# ITEMS
>>>

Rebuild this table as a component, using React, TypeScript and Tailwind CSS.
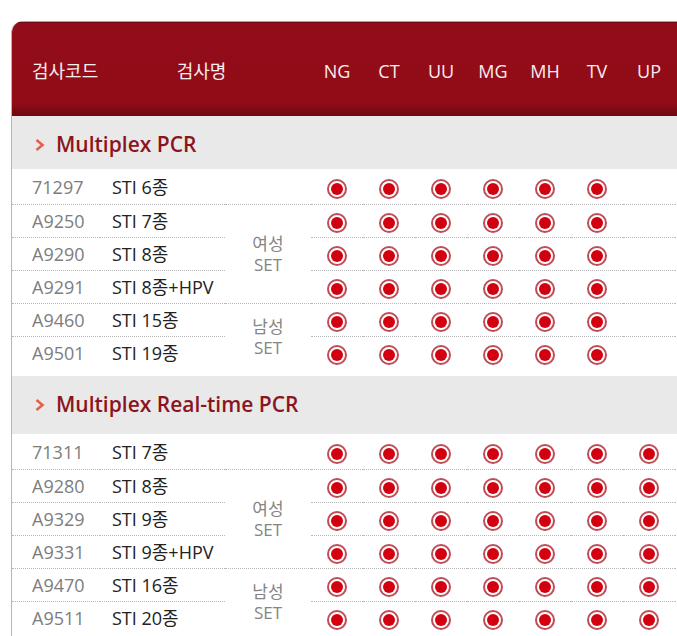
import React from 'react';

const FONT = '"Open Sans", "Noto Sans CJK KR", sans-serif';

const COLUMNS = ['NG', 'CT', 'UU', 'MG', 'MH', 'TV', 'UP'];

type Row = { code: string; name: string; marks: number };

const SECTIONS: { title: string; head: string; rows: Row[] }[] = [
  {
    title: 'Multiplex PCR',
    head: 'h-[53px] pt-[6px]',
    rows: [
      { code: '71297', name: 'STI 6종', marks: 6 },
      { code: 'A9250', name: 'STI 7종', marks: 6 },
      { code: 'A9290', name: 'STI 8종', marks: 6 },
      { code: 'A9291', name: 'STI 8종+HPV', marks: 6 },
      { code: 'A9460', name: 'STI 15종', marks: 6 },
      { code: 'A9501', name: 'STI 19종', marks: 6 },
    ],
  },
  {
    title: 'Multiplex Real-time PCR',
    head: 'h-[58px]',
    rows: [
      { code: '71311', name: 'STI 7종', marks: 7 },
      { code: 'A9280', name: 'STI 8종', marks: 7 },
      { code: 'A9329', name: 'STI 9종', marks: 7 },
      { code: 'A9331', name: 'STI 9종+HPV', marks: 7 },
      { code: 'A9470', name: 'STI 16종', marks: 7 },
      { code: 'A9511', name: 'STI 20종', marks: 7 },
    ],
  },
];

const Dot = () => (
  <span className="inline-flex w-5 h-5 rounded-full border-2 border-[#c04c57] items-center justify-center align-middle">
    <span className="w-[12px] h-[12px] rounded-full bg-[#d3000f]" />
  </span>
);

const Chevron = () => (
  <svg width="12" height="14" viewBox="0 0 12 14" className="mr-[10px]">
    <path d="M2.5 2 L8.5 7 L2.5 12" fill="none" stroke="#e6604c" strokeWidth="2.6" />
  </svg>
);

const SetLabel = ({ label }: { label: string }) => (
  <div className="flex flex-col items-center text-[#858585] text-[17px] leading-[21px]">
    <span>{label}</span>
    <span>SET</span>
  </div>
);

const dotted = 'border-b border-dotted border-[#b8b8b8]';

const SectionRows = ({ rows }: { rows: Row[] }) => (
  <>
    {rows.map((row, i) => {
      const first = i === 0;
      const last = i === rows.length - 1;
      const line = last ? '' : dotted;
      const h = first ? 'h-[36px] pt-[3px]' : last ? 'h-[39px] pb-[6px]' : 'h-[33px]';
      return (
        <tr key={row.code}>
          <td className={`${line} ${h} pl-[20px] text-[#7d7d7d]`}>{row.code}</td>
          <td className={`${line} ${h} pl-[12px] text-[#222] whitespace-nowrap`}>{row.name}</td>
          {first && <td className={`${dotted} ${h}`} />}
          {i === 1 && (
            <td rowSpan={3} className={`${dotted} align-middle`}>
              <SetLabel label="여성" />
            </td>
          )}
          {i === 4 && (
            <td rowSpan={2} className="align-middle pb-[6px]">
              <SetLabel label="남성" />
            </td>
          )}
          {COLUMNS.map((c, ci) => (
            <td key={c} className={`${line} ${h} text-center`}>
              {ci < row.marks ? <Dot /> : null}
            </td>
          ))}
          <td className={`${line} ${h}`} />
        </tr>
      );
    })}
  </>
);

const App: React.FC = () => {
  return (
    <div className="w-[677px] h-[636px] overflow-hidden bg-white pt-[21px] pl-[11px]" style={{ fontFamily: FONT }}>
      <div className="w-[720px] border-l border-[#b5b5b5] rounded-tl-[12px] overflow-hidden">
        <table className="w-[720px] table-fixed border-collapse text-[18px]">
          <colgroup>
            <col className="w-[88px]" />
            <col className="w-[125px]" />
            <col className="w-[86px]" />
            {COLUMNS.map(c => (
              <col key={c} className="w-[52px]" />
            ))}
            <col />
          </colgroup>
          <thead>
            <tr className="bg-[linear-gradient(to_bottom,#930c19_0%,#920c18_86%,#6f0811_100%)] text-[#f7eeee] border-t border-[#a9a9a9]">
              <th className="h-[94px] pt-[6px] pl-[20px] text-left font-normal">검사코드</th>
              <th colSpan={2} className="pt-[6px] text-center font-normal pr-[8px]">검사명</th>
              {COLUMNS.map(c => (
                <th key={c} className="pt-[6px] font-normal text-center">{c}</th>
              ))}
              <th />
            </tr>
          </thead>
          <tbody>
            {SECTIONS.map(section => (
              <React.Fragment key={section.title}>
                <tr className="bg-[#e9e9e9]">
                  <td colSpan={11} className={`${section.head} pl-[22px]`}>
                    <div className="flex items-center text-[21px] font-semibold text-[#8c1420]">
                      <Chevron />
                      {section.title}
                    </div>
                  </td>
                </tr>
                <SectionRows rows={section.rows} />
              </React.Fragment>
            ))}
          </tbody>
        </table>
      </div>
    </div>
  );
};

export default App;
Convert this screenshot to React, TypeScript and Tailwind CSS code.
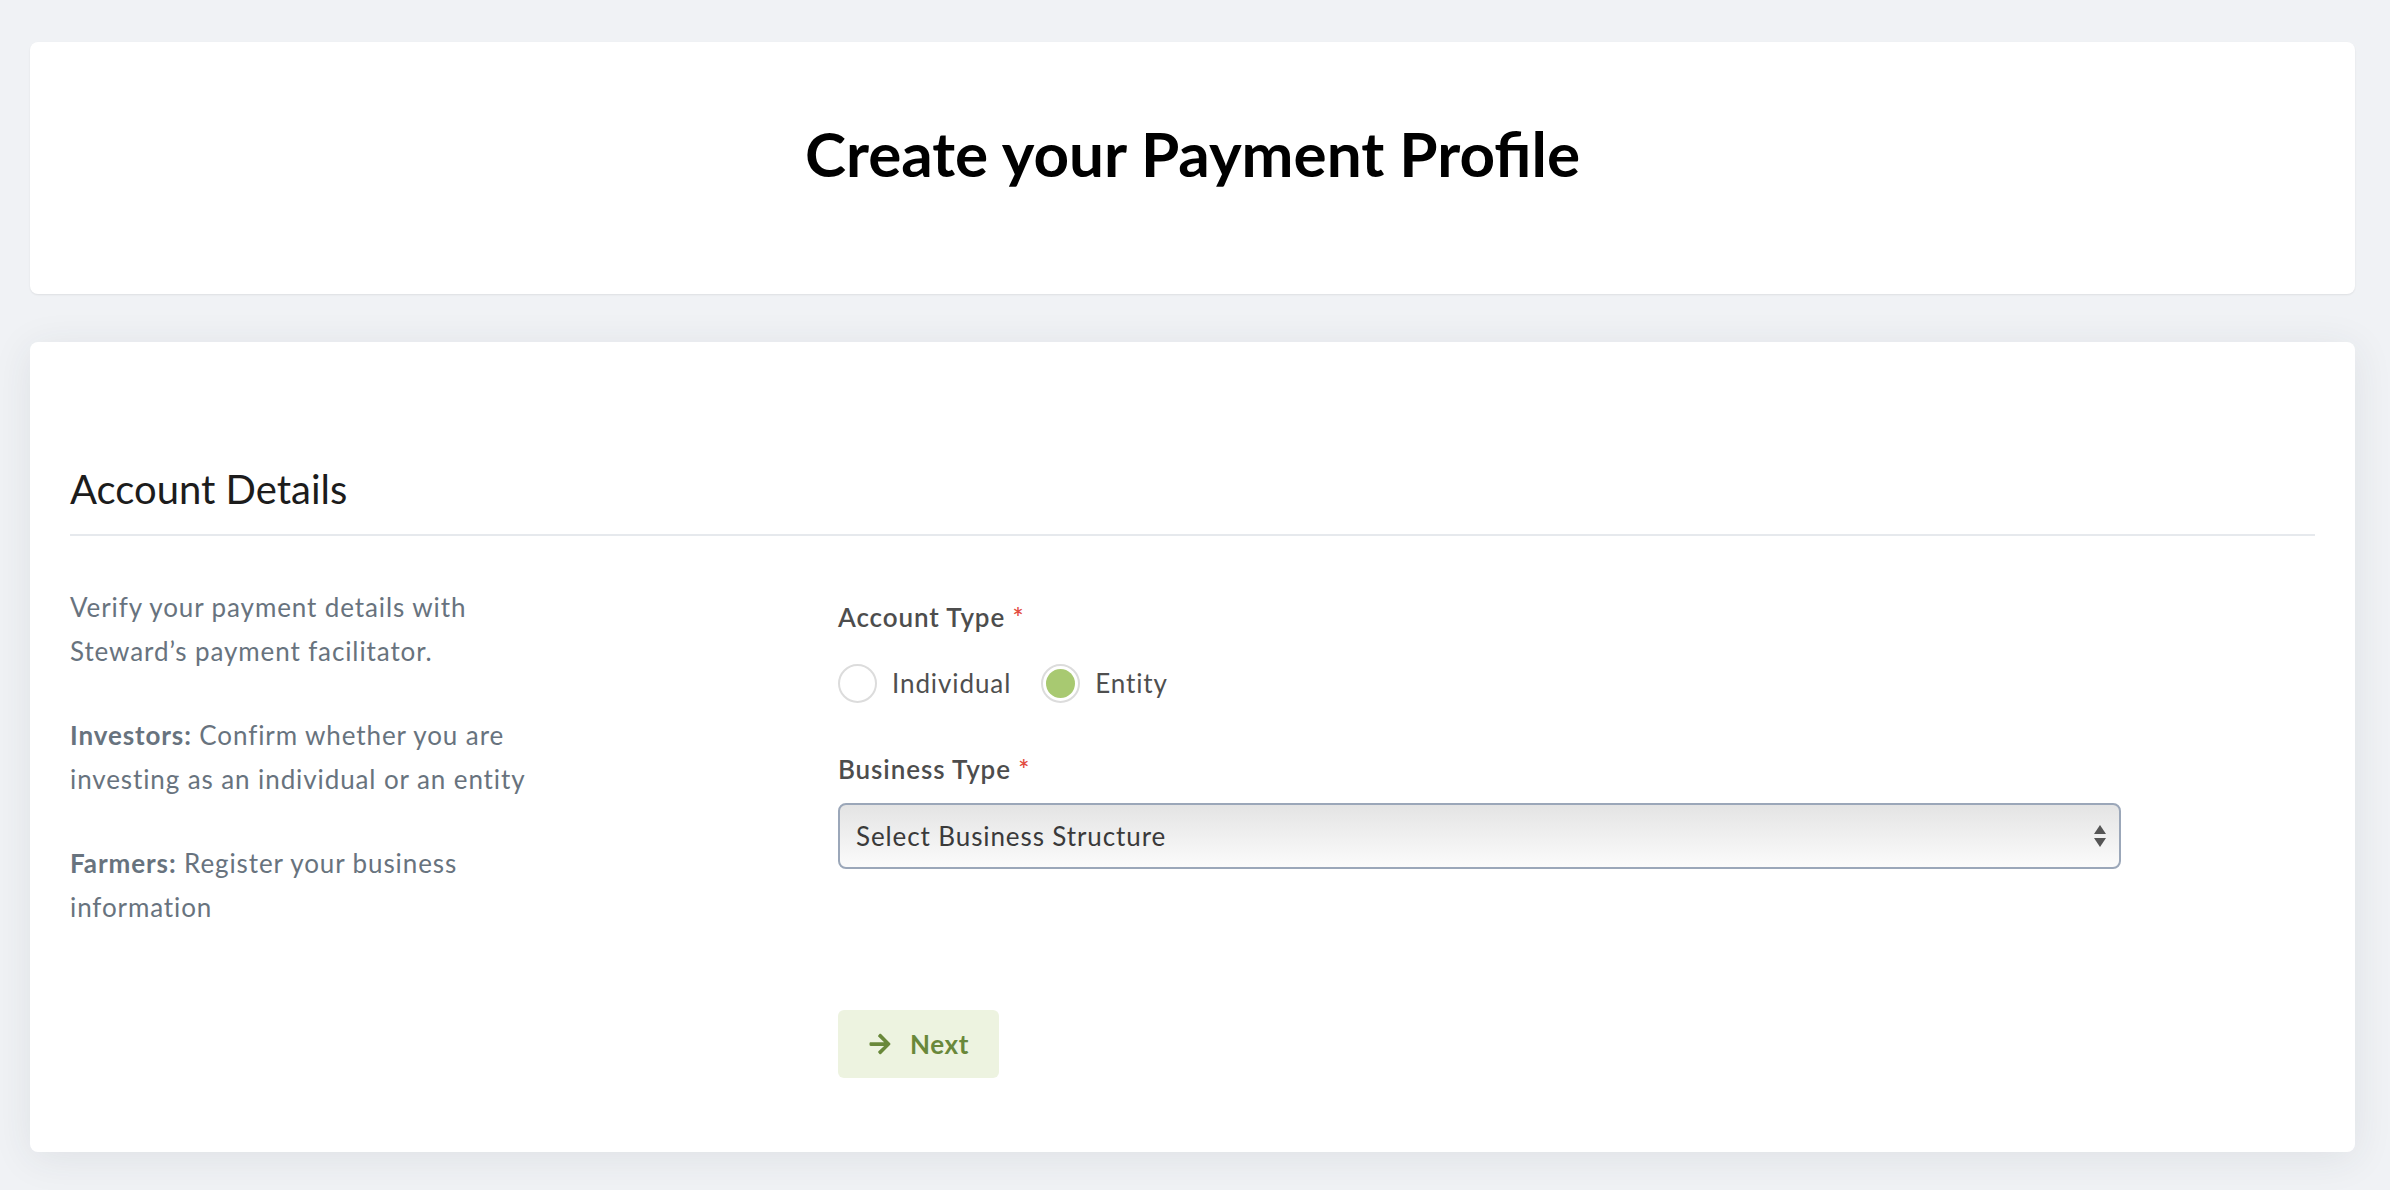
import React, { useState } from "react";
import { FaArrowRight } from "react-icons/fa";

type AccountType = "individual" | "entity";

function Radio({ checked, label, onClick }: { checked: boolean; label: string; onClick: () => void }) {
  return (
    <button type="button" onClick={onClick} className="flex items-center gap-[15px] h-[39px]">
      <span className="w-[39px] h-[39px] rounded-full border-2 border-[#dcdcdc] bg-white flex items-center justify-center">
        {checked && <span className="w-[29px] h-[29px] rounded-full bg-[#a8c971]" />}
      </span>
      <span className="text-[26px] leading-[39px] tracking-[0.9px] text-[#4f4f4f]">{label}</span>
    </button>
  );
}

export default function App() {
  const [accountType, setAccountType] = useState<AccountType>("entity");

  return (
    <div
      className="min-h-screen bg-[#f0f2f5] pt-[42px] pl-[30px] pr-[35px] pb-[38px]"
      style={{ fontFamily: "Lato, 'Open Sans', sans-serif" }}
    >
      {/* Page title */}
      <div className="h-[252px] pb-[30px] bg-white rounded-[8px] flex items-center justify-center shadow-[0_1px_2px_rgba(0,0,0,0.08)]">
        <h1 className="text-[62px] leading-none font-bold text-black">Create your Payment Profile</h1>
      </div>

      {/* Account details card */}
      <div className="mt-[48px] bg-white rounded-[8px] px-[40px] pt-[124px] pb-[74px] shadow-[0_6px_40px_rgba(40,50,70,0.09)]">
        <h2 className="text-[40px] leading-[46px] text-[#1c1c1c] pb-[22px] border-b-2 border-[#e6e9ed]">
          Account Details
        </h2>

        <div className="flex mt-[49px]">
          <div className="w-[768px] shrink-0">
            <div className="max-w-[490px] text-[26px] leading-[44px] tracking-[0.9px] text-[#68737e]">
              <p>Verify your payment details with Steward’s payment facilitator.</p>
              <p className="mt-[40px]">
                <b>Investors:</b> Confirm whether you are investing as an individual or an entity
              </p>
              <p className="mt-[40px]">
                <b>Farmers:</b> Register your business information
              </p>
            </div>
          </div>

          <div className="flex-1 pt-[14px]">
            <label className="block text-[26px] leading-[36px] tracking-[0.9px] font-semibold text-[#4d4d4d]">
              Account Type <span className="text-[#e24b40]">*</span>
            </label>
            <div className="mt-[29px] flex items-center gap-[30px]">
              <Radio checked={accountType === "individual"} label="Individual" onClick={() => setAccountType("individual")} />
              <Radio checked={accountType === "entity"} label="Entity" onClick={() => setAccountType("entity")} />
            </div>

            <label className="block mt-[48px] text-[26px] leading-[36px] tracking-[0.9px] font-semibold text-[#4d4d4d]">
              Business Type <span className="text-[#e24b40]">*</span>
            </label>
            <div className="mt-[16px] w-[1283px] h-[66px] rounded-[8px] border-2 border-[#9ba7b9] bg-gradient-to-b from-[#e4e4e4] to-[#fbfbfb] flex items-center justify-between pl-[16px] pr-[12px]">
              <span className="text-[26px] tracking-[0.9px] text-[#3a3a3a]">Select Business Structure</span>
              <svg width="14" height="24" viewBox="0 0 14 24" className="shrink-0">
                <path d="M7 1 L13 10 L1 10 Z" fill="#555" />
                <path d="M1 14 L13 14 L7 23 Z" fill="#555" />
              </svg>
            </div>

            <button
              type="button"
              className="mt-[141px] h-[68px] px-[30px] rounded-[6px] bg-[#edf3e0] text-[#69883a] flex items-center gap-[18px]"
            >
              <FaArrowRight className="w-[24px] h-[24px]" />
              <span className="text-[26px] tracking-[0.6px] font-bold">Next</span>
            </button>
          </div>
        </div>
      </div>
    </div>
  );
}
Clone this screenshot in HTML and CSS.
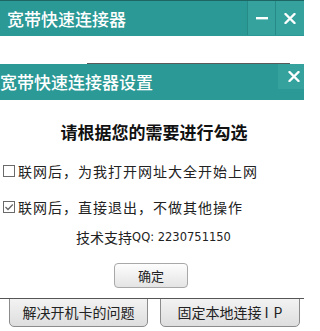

<<<

# TASK OBJECTIVE
From the entries, copy out each line containing the word "screenshot".

# RESPONSE TO THIS EXERCISE
Convert this screenshot to React, TypeScript and Tailwind CSS code.
Clone this screenshot in HTML and CSS.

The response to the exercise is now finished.